Russian television gloated that NATO had turned into a “house of cards,” notes Anne Applebaum, a board member of the National Endowment for Democracy.
The Kremlin will be reassured that “something tough” wasn’t said about Russia at Nato,” said Michael McFaul (right), Washington’s former ambassador to Moscow.
German Chancellor Angela Merkel’s assertion that it was time for Europe to “take our fate into our own hands” reportedly caused shock in Washington. “The era in which we could fully rely on others is over to some extent,” Merkel added.
“Merkel saying Europe cannot rely on others & needs to take matters into its own hands is a watershed — & what US has sought to avoid since WW2,” tweeted Richard Haass, president of the Council on Foreign Relations.

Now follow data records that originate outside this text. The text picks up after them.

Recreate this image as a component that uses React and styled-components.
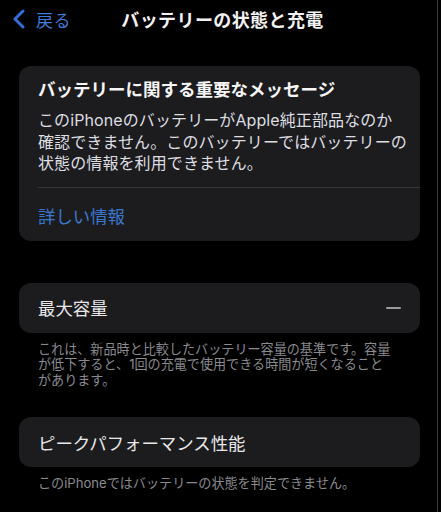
import React from "react"
import styled, { createGlobalStyle } from "styled-components"

const GlobalStyle = createGlobalStyle`
  html, body {
    margin: 0;
    padding: 0;
    background: #000;
  }
  body {
    font-family: Inter, "Noto Sans CJK JP", "Noto Sans", sans-serif;
    -webkit-font-smoothing: antialiased;
  }
`

const Screen = styled.div`
  width: 438px;
  height: 512px;
  box-sizing: border-box;
  background: #000;
  border-right: 1px solid #3a3a3c;
  overflow: hidden;
  color: #fff;
`

const NavBar = styled.header`
  display: grid;
  grid-template-columns: 1fr auto 1fr;
  align-items: center;
  height: 38px;
  padding: 0 12px;
`

const BackButton = styled.div`
  display: flex;
  align-items: center;
  gap: 10px;
  color: #3d7bd6;
  font-size: 17px;
  letter-spacing: 0.5px;

  svg {
    display: block;
  }
`

const Title = styled.h1`
  margin: 0;
  font-size: 18px;
  font-weight: 700;
  letter-spacing: 0.4px;
  color: #f2f2f2;
  transform: translateX(4px);
`

const Content = styled.main`
  display: flex;
  flex-direction: column;
  padding: 28px 17px 0 19px;
`

const Card = styled.section`
  background: #1c1c1e;
  border-radius: 12px;
  overflow: hidden;
`

const MessageBody = styled.div`
  padding: 12px 10px 12px 19px;
`

const MessageTitle = styled.h2`
  margin: 0 0 8px;
  font-size: 17.5px;
  line-height: 24px;
  font-weight: 700;
  color: #f5f5f5;
`

const MessageText = styled.p`
  margin: 0;
  font-size: 16px;
  line-height: 21.5px;
  color: #dedee2;
  letter-spacing: 0.1px;
`

const Line = styled.span`
  display: block;
  white-space: nowrap;
`

const Divider = styled.div`
  height: 1px;
  margin-left: 19px;
  background: #38383c;
`

const LinkRow = styled.div`
  height: 51px;
  display: flex;
  align-items: center;
  padding: 2px 19px 0;
  font-size: 17.4px;
  color: #3a78d0;
`

const Row = styled.div`
  height: 50px;
  display: flex;
  align-items: center;
  justify-content: space-between;
  padding: 0 19px;
  font-size: 17.4px;
  color: #e8e8ea;
`

const Dash = styled.span`
  width: 15px;
  height: 2px;
  border-radius: 1px;
  background: #9a9a9e;
`

const Footnote = styled.p`
  margin: ${({ $top }) => $top}px 0 0;
  padding: 0 10px 0 19px;
  font-size: 13.1px;
  line-height: 15.6px;
  color: #8a8a8f;
`

const Spacer = styled.div`
  height: ${({ $h }) => $h}px;
  flex: none;
`

export default function App() {
  return (
    <>
      <GlobalStyle />
      <Screen>
        <NavBar>
          <BackButton>
            <svg width="14" height="20" viewBox="0 0 14 20">
              <path
                d="M11 2 L3 10 L11 18"
                fill="none"
                stroke="#2f6fd6"
                strokeWidth="3"
                strokeLinecap="round"
                strokeLinejoin="round"
              />
            </svg>
            戻る
          </BackButton>
          <Title>バッテリーの状態と充電</Title>
          <div />
        </NavBar>

        <Content>
          <Card>
            <MessageBody>
              <MessageTitle>バッテリーに関する重要なメッセージ</MessageTitle>
              <MessageText>
                <Line>このiPhoneのバッテリーがApple純正部品なのか</Line>
                <Line>確認できません。このバッテリーではバッテリーの</Line>
                <Line>状態の情報を利用できません。</Line>
              </MessageText>
            </MessageBody>
            <Divider />
            <LinkRow>詳しい情報</LinkRow>
          </Card>

          <Spacer $h={42} />

          <Card>
            <Row>
              最大容量
              <Dash />
            </Row>
          </Card>
          <Footnote $top={9}>
            <Line>これは、新品時と比較したバッテリー容量の基準です。容量</Line>
            <Line>が低下すると、1回の充電で使用できる時間が短くなること</Line>
            <Line>があります。</Line>
          </Footnote>

          <Spacer $h={29} />

          <Card>
            <Row>ピークパフォーマンス性能</Row>
          </Card>
          <Footnote $top={9}>
            <Line>このiPhoneではバッテリーの状態を判定できません。</Line>
          </Footnote>
        </Content>
      </Screen>
    </>
  )
}
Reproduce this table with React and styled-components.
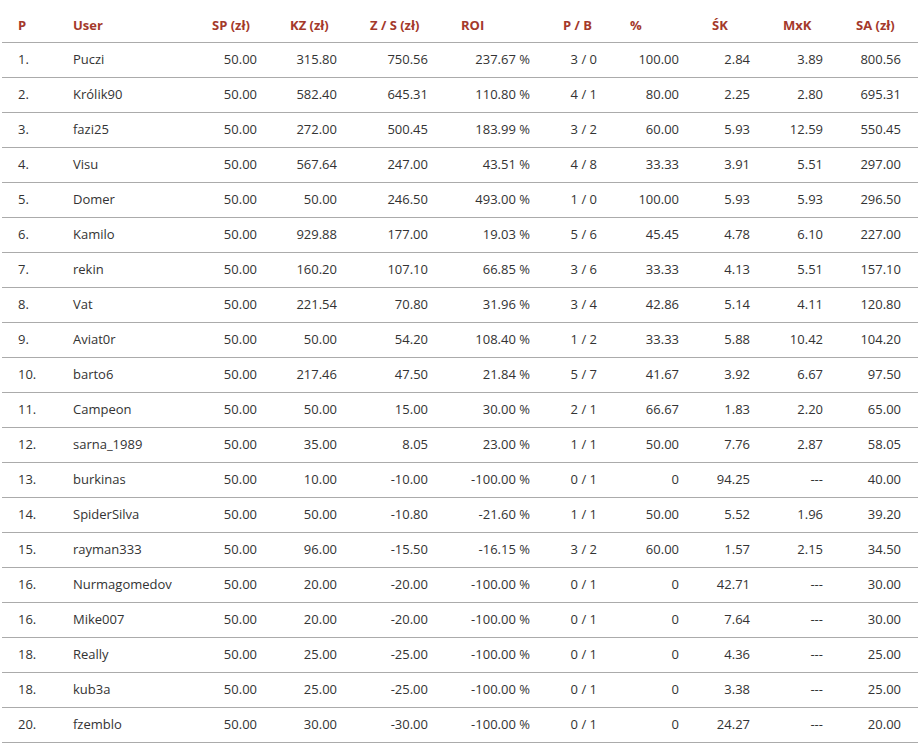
import React from 'react';
import styled, { createGlobalStyle } from 'styled-components';

const GlobalStyle = createGlobalStyle`
  html, body {
    margin: 0;
    padding: 0;
    background: #ffffff;
    overflow: hidden;
  }
  body {
    font-family: "Open Sans", "DejaVu Sans", sans-serif;
    color: #333333;
  }
`;

const Wrapper = styled.div`
  padding: 8px 0 0 2px;
`;

const Table = styled.table`
  border-collapse: collapse;
  table-layout: fixed;
  width: 916px;
  font-size: 13px;
`;

const HeadCell = styled.th`
  height: 34px;
  padding: 0 0 0 16px;
  text-align: left;
  font-weight: 700;
  color: #a4392b;
  border-bottom: 1px solid #ababab;
  white-space: nowrap;
  vertical-align: middle;
`;

const Row = styled.tr`
  height: 35px;
  border-bottom: 1px solid #ababab;
`;

const Cell = styled.td`
  height: 32px;
  padding: ${p => (p.$align === 'left' ? '0 0 2px 16px' : '0 17px 2px 0')};
  text-align: ${p => p.$align};
  vertical-align: middle;
  white-space: nowrap;
  color: #333333;
`;

const columns = [
  { label: 'P', width: 55, align: 'left' },
  { label: 'User', width: 139, align: 'left' },
  { label: 'SP (zł)', width: 78, align: 'right' },
  { label: 'KZ (zł)', width: 80, align: 'right' },
  { label: 'Z / S (zł)', width: 91, align: 'right' },
  { label: 'ROI', width: 102, align: 'right' },
  { label: 'P / B', width: 67, align: 'right' },
  { label: '%', width: 82, align: 'right' },
  { label: 'ŚK', width: 71, align: 'right' },
  { label: 'MxK', width: 73, align: 'right' },
  { label: 'SA (zł)', width: 78, align: 'right' },
];

const rows = [
  ['1.', 'Puczi', '50.00', '315.80', '750.56', '237.67 %', '3 / 0', '100.00', '2.84', '3.89', '800.56'],
  ['2.', 'Królik90', '50.00', '582.40', '645.31', '110.80 %', '4 / 1', '80.00', '2.25', '2.80', '695.31'],
  ['3.', 'fazi25', '50.00', '272.00', '500.45', '183.99 %', '3 / 2', '60.00', '5.93', '12.59', '550.45'],
  ['4.', 'Visu', '50.00', '567.64', '247.00', '43.51 %', '4 / 8', '33.33', '3.91', '5.51', '297.00'],
  ['5.', 'Domer', '50.00', '50.00', '246.50', '493.00 %', '1 / 0', '100.00', '5.93', '5.93', '296.50'],
  ['6.', 'Kamilo', '50.00', '929.88', '177.00', '19.03 %', '5 / 6', '45.45', '4.78', '6.10', '227.00'],
  ['7.', 'rekin', '50.00', '160.20', '107.10', '66.85 %', '3 / 6', '33.33', '4.13', '5.51', '157.10'],
  ['8.', 'Vat', '50.00', '221.54', '70.80', '31.96 %', '3 / 4', '42.86', '5.14', '4.11', '120.80'],
  ['9.', 'Aviat0r', '50.00', '50.00', '54.20', '108.40 %', '1 / 2', '33.33', '5.88', '10.42', '104.20'],
  ['10.', 'barto6', '50.00', '217.46', '47.50', '21.84 %', '5 / 7', '41.67', '3.92', '6.67', '97.50'],
  ['11.', 'Campeon', '50.00', '50.00', '15.00', '30.00 %', '2 / 1', '66.67', '1.83', '2.20', '65.00'],
  ['12.', 'sarna_1989', '50.00', '35.00', '8.05', '23.00 %', '1 / 1', '50.00', '7.76', '2.87', '58.05'],
  ['13.', 'burkinas', '50.00', '10.00', '-10.00', '-100.00 %', '0 / 1', '0', '94.25', '---', '40.00'],
  ['14.', 'SpiderSilva', '50.00', '50.00', '-10.80', '-21.60 %', '1 / 1', '50.00', '5.52', '1.96', '39.20'],
  ['15.', 'rayman333', '50.00', '96.00', '-15.50', '-16.15 %', '3 / 2', '60.00', '1.57', '2.15', '34.50'],
  ['16.', 'Nurmagomedov', '50.00', '20.00', '-20.00', '-100.00 %', '0 / 1', '0', '42.71', '---', '30.00'],
  ['16.', 'Mike007', '50.00', '20.00', '-20.00', '-100.00 %', '0 / 1', '0', '7.64', '---', '30.00'],
  ['18.', 'Really', '50.00', '25.00', '-25.00', '-100.00 %', '0 / 1', '0', '4.36', '---', '25.00'],
  ['18.', 'kub3a', '50.00', '25.00', '-25.00', '-100.00 %', '0 / 1', '0', '3.38', '---', '25.00'],
  ['20.', 'fzemblo', '50.00', '30.00', '-30.00', '-100.00 %', '0 / 1', '0', '24.27', '---', '20.00'],
];

const App = () => (
  <Wrapper>
    <GlobalStyle />
    <Table>
      <colgroup>
        {columns.map(col => (
          <col key={col.label} style={{ width: col.width }} />
        ))}
      </colgroup>
      <thead>
        <tr>
          {columns.map(col => (
            <HeadCell key={col.label}>{col.label}</HeadCell>
          ))}
        </tr>
      </thead>
      <tbody>
        {rows.map((row, i) => (
          <Row key={i}>
            {row.map((value, j) => (
              <Cell key={j} $align={columns[j].align}>
                {value}
              </Cell>
            ))}
          </Row>
        ))}
      </tbody>
    </Table>
  </Wrapper>
);

export default App;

But “what at first listen may sound like a major departure from Germany’s commitment to the transatlantic alliance is, in fact, consistent with Merkel’s rhetoric,” notes one observer, and “in keeping with her agenda to push European integration forward.”
Contempt for core Western values?
We should not harbor any illusions, argues Joschka Fischer, German Foreign Minister and Vice Chancellor from 1998-2005. “Europe is far too weak and divided to stand in for the US strategically; and, without US leadership, the West cannot survive. Thus, the Western world as virtually everyone alive today has known it will almost certainly perish before our eyes.”
Many Europeans are anxious about their transatlantic ally’s perceived shift from supporting liberal democratic ideals to “contempt for core Western values — from freedom of the press to the prohibition on torture and the support of democracies around the world” and the emergence of “a destroyer of Western values such as we have never before experienced in this form.”
Germans wonder why the leader of Germany’s most influential international ally seems more willing to criticize their country than nations with questionable human rights records, The Washington Post reports.
“Europeans think they are now being treated worse … than countries like Russia or Saudi Arabia,” said Stephan Bierling, an expert on transatlantic relations at the University of Regensburg in Germany.
Applause for autocrats, disdain for democrats
Europeans are also perplexed at the double standards of applause for autocrats and disdain for democrats, said Joerg Wolf, the editor in chief at the Atlantic Initiative research center in Berlin.
An approach which relegates issues of human rights and decent governance to the rank of tertiary concerns cannot be defended as a form of foreign policy realism, says Eliot A. Cohen, the director of the Strategic Studies Program at the Johns Hopkins University School of Advanced International Studies and author of The Big Stick: The Limits of Soft Power and the Necessity of Military Force.
“This… is anything but realistic, because without necessary reforms those Arab authoritarian regimes will blow up sooner or later,” he adds. ‘”Meanwhile, walking away from American values in the Middle East and Europe also diminishes what the United States is, has been, and should be.”
Distinguishing between unchanging “American values” and ever-changing “policies” goes beyond Kissingerian realism, argues Hussein Ibish, Senior Resident Scholar at the Arab Gulf States Institute in Washington (AGSIW).
But, practically, it strongly mirrors Barack Obama’s seemingly more anguished distinction between “values” and “interests”, most clearly articulated in his March 2011 speech on Libya, which he suggested was a rare instance when American values and interests coincided, Ibish adds.
Summoning from the Europeans a greater collective effort for their common defense is all the more difficult today because NATO’s European members are divided in important ways, argues Michael Mandelbaum, the author, most recently, of Mission Failure: America and the World in the Post-Cold War Era:
The eastern members, such as Poland and the Baltic states, take the Russian threat more seriously than western members, several of which, such as Germany, rely on Russia for supplies of natural gas. In addition, many European countries are now divided internally, harboring populist movements that have little interest in collective defense against Russia and in some cases admire (and are even subsidized by) Putin’s regime.
“As during the Cold War, only the US is able to take the initiative in overcoming these divisions sufficiently to forge transatlantic policies that serve the interests of the alliance as a whole,” he adds.
The reality is that words matter in international relations, as they do most everywhere else, notes The German Marshall Fund’s Thomas Kleine-Brockhoff. “The credibility of alliances is not solely based on treaties and military hardware, but on trust and the belief of others that an alliance will actually do what it has set out and is sworn to do,” he writes for The American Interest, adding that Vladimir Putin will be doing cartwheels in the Kremlin upon hearing that the U.S. is now actively avoiding recommitting to NATO’s common defense clause.